# Given instruction
Quote all of the data that follows exactly as written, skipping the images.

# Stored data
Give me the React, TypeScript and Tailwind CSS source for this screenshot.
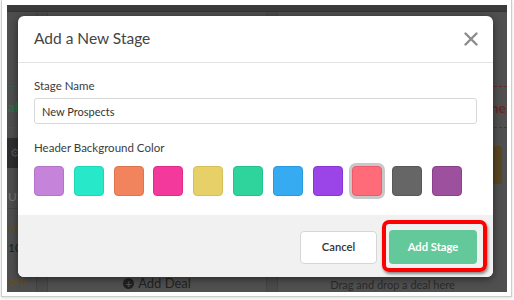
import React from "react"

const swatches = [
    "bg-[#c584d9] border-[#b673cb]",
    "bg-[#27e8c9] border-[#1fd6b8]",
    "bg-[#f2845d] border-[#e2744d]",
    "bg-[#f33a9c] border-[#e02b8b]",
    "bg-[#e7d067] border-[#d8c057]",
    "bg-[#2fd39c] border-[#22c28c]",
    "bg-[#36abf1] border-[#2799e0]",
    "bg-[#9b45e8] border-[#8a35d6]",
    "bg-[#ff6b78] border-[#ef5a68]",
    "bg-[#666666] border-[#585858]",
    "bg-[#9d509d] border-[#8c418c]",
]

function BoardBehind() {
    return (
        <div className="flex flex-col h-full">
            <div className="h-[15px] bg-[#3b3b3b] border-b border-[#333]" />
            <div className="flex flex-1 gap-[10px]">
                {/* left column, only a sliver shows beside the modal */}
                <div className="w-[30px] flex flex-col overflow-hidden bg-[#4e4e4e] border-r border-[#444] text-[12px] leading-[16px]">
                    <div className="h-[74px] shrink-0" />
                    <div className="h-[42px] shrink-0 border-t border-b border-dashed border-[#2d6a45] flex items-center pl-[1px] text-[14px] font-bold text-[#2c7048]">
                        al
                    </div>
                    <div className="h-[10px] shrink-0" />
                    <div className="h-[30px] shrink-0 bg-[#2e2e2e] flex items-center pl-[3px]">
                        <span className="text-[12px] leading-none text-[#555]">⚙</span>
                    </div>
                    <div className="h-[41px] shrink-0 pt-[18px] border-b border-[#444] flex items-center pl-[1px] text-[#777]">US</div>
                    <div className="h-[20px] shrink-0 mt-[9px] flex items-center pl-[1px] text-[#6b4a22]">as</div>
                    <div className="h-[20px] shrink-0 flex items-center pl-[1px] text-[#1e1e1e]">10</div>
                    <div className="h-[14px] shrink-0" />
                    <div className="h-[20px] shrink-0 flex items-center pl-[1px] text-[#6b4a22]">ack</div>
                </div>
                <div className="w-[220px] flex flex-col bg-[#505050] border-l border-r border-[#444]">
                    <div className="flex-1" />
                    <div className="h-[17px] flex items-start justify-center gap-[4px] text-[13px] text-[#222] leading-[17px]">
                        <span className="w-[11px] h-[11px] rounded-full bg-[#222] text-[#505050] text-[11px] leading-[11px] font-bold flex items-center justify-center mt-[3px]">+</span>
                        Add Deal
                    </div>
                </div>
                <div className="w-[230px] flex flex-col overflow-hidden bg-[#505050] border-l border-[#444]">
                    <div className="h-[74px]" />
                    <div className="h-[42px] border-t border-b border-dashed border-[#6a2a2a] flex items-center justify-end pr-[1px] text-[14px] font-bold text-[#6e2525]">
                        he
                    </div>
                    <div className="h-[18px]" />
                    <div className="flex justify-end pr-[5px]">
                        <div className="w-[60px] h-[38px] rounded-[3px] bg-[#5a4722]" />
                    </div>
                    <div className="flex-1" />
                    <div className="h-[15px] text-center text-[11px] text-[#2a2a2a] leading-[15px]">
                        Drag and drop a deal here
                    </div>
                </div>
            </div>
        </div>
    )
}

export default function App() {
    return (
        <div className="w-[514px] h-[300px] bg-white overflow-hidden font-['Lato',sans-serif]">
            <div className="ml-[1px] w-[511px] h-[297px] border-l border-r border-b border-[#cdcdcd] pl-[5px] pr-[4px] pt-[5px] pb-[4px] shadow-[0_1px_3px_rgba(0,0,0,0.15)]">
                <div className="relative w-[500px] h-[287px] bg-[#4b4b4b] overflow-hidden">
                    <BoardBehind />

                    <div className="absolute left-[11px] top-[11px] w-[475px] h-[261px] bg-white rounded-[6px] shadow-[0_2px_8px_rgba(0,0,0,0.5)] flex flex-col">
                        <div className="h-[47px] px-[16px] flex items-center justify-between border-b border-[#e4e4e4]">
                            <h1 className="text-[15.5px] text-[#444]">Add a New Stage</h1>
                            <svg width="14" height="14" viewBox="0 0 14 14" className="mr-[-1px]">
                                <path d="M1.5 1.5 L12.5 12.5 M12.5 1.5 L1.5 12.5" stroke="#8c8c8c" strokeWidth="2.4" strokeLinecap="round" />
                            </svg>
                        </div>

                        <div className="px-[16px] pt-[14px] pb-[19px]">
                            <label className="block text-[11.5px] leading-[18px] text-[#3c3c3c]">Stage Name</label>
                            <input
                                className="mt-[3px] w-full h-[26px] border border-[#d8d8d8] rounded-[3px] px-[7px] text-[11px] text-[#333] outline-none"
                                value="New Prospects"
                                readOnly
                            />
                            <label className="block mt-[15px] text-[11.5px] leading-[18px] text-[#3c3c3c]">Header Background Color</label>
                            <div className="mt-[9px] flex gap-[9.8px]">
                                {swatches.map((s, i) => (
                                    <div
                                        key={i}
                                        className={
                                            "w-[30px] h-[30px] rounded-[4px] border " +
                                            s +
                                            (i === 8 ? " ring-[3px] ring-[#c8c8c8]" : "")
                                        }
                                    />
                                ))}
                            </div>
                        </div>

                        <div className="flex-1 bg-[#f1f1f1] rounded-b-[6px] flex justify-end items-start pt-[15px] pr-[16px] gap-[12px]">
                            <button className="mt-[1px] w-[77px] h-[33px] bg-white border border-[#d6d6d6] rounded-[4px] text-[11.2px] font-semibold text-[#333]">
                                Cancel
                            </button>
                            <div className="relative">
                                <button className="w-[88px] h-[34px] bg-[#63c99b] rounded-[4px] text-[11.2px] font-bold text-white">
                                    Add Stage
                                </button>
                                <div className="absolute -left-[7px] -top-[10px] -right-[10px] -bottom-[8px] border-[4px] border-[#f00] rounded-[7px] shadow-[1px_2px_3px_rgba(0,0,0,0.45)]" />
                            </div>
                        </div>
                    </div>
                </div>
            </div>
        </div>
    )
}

# Correct output
Give me the React, TypeScript and Tailwind CSS source for this screenshot.
import React from "react"

const swatches = [
    "bg-[#c584d9] border-[#b673cb]",
    "bg-[#27e8c9] border-[#1fd6b8]",
    "bg-[#f2845d] border-[#e2744d]",
    "bg-[#f33a9c] border-[#e02b8b]",
    "bg-[#e7d067] border-[#d8c057]",
    "bg-[#2fd39c] border-[#22c28c]",
    "bg-[#36abf1] border-[#2799e0]",
    "bg-[#9b45e8] border-[#8a35d6]",
    "bg-[#ff6b78] border-[#ef5a68]",
    "bg-[#666666] border-[#585858]",
    "bg-[#9d509d] border-[#8c418c]",
]

function BoardBehind() {
    return (
        <div className="flex flex-col h-full">
            <div className="h-[15px] bg-[#3b3b3b] border-b border-[#333]" />
            <div className="flex flex-1 gap-[10px]">
                {/* left column, only a sliver shows beside the modal */}
                <div className="w-[30px] flex flex-col overflow-hidden bg-[#4e4e4e] border-r border-[#444] text-[12px] leading-[16px]">
                    <div className="h-[74px] shrink-0" />
                    <div className="h-[42px] shrink-0 border-t border-b border-dashed border-[#2d6a45] flex items-center pl-[1px] text-[14px] font-bold text-[#2c7048]">
                        al
                    </div>
                    <div className="h-[10px] shrink-0" />
                    <div className="h-[30px] shrink-0 bg-[#2e2e2e] flex items-center pl-[3px]">
                        <span className="text-[12px] leading-none text-[#555]">⚙</span>
                    </div>
                    <div className="h-[41px] shrink-0 pt-[18px] border-b border-[#444] flex items-center pl-[1px] text-[#777]">US</div>
                    <div className="h-[20px] shrink-0 mt-[9px] flex items-center pl-[1px] text-[#6b4a22]">as</div>
                    <div className="h-[20px] shrink-0 flex items-center pl-[1px] text-[#1e1e1e]">10</div>
                    <div className="h-[14px] shrink-0" />
                    <div className="h-[20px] shrink-0 flex items-center pl-[1px] text-[#6b4a22]">ack</div>
                </div>
                <div className="w-[220px] flex flex-col bg-[#505050] border-l border-r border-[#444]">
                    <div className="flex-1" />
                    <div className="h-[17px] flex items-start justify-center gap-[4px] text-[13px] text-[#222] leading-[17px]">
                        <span className="w-[11px] h-[11px] rounded-full bg-[#222] text-[#505050] text-[11px] leading-[11px] font-bold flex items-center justify-center mt-[3px]">+</span>
                        Add Deal
                    </div>
                </div>
                <div className="w-[230px] flex flex-col overflow-hidden bg-[#505050] border-l border-[#444]">
                    <div className="h-[74px]" />
                    <div className="h-[42px] border-t border-b border-dashed border-[#6a2a2a] flex items-center justify-end pr-[1px] text-[14px] font-bold text-[#6e2525]">
                        he
                    </div>
                    <div className="h-[18px]" />
                    <div className="flex justify-end pr-[5px]">
                        <div className="w-[60px] h-[38px] rounded-[3px] bg-[#5a4722]" />
                    </div>
                    <div className="flex-1" />
                    <div className="h-[15px] text-center text-[11px] text-[#2a2a2a] leading-[15px]">
                        Drag and drop a deal here
                    </div>
                </div>
            </div>
        </div>
    )
}

export default function App() {
    return (
        <div className="w-[514px] h-[300px] bg-white overflow-hidden font-['Lato',sans-serif]">
            <div className="ml-[1px] w-[511px] h-[297px] border-l border-r border-b border-[#cdcdcd] pl-[5px] pr-[4px] pt-[5px] pb-[4px] shadow-[0_1px_3px_rgba(0,0,0,0.15)]">
                <div className="relative w-[500px] h-[287px] bg-[#4b4b4b] overflow-hidden">
                    <BoardBehind />

                    <div className="absolute left-[11px] top-[11px] w-[475px] h-[261px] bg-white rounded-[6px] shadow-[0_2px_8px_rgba(0,0,0,0.5)] flex flex-col">
                        <div className="h-[47px] px-[16px] flex items-center justify-between border-b border-[#e4e4e4]">
                            <h1 className="text-[15.5px] text-[#444]">Add a New Stage</h1>
                            <svg width="14" height="14" viewBox="0 0 14 14" className="mr-[-1px]">
                                <path d="M1.5 1.5 L12.5 12.5 M12.5 1.5 L1.5 12.5" stroke="#8c8c8c" strokeWidth="2.4" strokeLinecap="round" />
                            </svg>
                        </div>

                        <div className="px-[16px] pt-[14px] pb-[19px]">
                            <label className="block text-[11.5px] leading-[18px] text-[#3c3c3c]">Stage Name</label>
                            <input
                                className="mt-[3px] w-full h-[26px] border border-[#d8d8d8] rounded-[3px] px-[7px] text-[11px] text-[#333] outline-none"
                                value="New Prospects"
                                readOnly
                            />
                            <label className="block mt-[15px] text-[11.5px] leading-[18px] text-[#3c3c3c]">Header Background Color</label>
                            <div className="mt-[9px] flex gap-[9.8px]">
                                {swatches.map((s, i) => (
                                    <div
                                        key={i}
                                        className={
                                            "w-[30px] h-[30px] rounded-[4px] border " +
                                            s +
                                            (i === 8 ? " ring-[3px] ring-[#c8c8c8]" : "")
                                        }
                                    />
                                ))}
                            </div>
                        </div>

                        <div className="flex-1 bg-[#f1f1f1] rounded-b-[6px] flex justify-end items-start pt-[15px] pr-[16px] gap-[12px]">
                            <button className="mt-[1px] w-[77px] h-[33px] bg-white border border-[#d6d6d6] rounded-[4px] text-[11.2px] font-semibold text-[#333]">
                                Cancel
                            </button>
                            <div className="relative">
                                <button className="w-[88px] h-[34px] bg-[#63c99b] rounded-[4px] text-[11.2px] font-bold text-white">
                                    Add Stage
                                </button>
                                <div className="absolute -left-[7px] -top-[10px] -right-[10px] -bottom-[8px] border-[4px] border-[#f00] rounded-[7px] shadow-[1px_2px_3px_rgba(0,0,0,0.45)]" />
                            </div>
                        </div>
                    </div>
                </div>
            </div>
        </div>
    )
}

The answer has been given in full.